Belcea Quartet - Brahms: String Quartets & Piano Quintet - Gramophone
In 2003 the Belcea Quartet recorded a nerves-on-a-knife’s-edge account of Brahms’s C minor Quartet (Op 51 No 1) for EMI. Here, more than a decade on, their conception retains its essential ferocity, though without quite so much exhausting franticness. Brahms’s score has so much agitation written right into it – jagged melodic contours, motivic obsessiveness and gasping down-beats – that pushing hard is less effective than merely pulling taut. The fractionally broader perspective presented on this new Alpha recording is more satisfying, not only in its elucidation of detail – listen, for example, to the weight of the marcato passages in the first movement, beginning at 6'02" – but also in conveying warm affection.
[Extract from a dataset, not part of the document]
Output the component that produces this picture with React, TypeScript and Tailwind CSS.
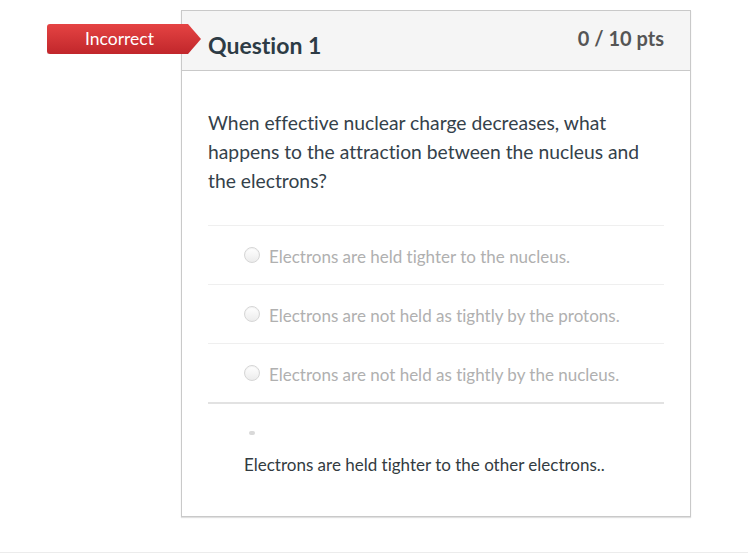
import React from "react";

const options = [
  "Electrons are held tighter to the nucleus.",
  "Electrons are not held as tightly by the protons.",
  "Electrons are not held as tightly by the nucleus.",
];

function Radio() {
  return (
    <span className="block h-4 w-4 shrink-0 rounded-full border border-[#d6d6d6] bg-gradient-to-b from-white to-[#ececec] shadow-[inset_0_1px_1px_rgba(0,0,0,0.05)]" />
  );
}

export default function App() {
  return (
    <div
      className="relative min-h-[554px] bg-white [font-variant-ligatures:none]"
      style={{ fontFamily: "Lato, 'Open Sans', 'Liberation Sans', sans-serif" }}
    >
      <div className="pt-[10px]">
        <div className="ml-[181px] w-[510px] border border-[#c9c9c9] bg-white shadow-[0_1px_1px_rgba(0,0,0,0.12)]">
          <div className="flex h-[60px] items-start justify-between border-b border-[#c9c9c9] bg-[#f5f5f5] px-[26px]">
            <h2 className="pt-[20px] text-[23px] font-bold leading-[28px] text-[#2d3b45]">
              Question 1
            </h2>
            <div className="pt-[15px] text-[20px] font-bold leading-[24px] text-[#555]">
              0 / 10 pts
            </div>
          </div>

          <div className="px-[26px]">
            <p className="pt-[37px] text-[19.3px] leading-[29px] text-[#34414a]">
              When effective nuclear charge decreases, what happens to the attraction between the
              nucleus and the electrons?
            </p>

            <div className="mt-[30px]">
              {options.map((o) => (
                <div
                  key={o}
                  className="flex h-[59px] items-center gap-[9px] border-t border-[#efefef] pl-[36px]"
                >
                  <Radio />
                  <span className="pt-[3px] text-[17px] leading-[24px] text-[#b0b0b0]">{o}</span>
                </div>
              ))}
              <div className="border-t-2 border-[#e2e2e2] pb-[39px] pl-[36px] pt-[27px]">
                <div className="h-[4px]">
                  <span className="ml-[5px] block h-[4px] w-[6px] rounded-full bg-[#d9d9d9]" />
                </div>
                <p className="mt-[18px] text-[17px] leading-[24px] text-[#333b41]">
                  Electrons are held tighter to the other electrons..
                </p>
              </div>
            </div>
          </div>
        </div>
      </div>

      <div className="mt-[35px] h-px bg-[#ececec]" />

      <div className="absolute left-[47px] top-[24px] flex h-[30px] w-[154px] items-center rounded-l-[3px] bg-gradient-to-b from-[#e54343] to-[#c1262b] pl-[38px] pt-[1px] text-[17.5px] text-white shadow-[0_1px_1px_rgba(0,0,0,0.2)] [clip-path:polygon(0_0,calc(100%-13px)_0,100%_50%,calc(100%-13px)_100%,0_100%)]">
        Incorrect
      </div>
    </div>
  );
}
The slow movement is considerably more compelling here as a result, with enhanced sensitivity to harmonic subtleties.
In some respects, the Belcea’s interpretation of Op 51 No 2 is more impressive still, carefully balancing rigour and spontaneity. Indeed, the musicians are often daringly free with tempo but to eloquent effect. Note the way they lean yearningly into the long notes of the first movement’s second theme, or to the passionate impulsivity of the Andante moderato. What a surprise, then, that the opening Vivace of Op 67 sounds so rhythmically and emotionally strait-laced; there’s none of the playful exuberance one hears in the Takács Quartet’s recording, for instance. Happily, the remaining movements find the Belcea back in form, and the final two movements are particularly engaging in their blend of sweetness and melancholy.
The Piano Quintet is, in many respects, exquisitely realised, with lovely chiaroscuro shadings and a rhythmic incisiveness that’s particularly effective in the Scherzo and finale. Indeed, the Scherzo is almost terrifying in its relentlessness, the dotted rhythms hammered out like morse code. Till Fellner and the quartet take considerable care over voicing, so that even thick textures have clarity. And, in the finale, they are among the few performers who observe Brahms’s instruction that the minim of the Poco sostenuto introduction and the crotchet of the Allegro non troppo be in the same tempo.
What’s missing here is the kind of lyrical abandon one hears in the A minor Quartet. It’s scrupulously musical but lacks the impetuousity of Hough and the Takács, as well as – in the slow movement – the rapt tenderness of Eschenbach and the Amadeus (DG). Those caveats aside, this new set offers sufficient insight and delight to be worthy of any devoted Brahmsian’s attention.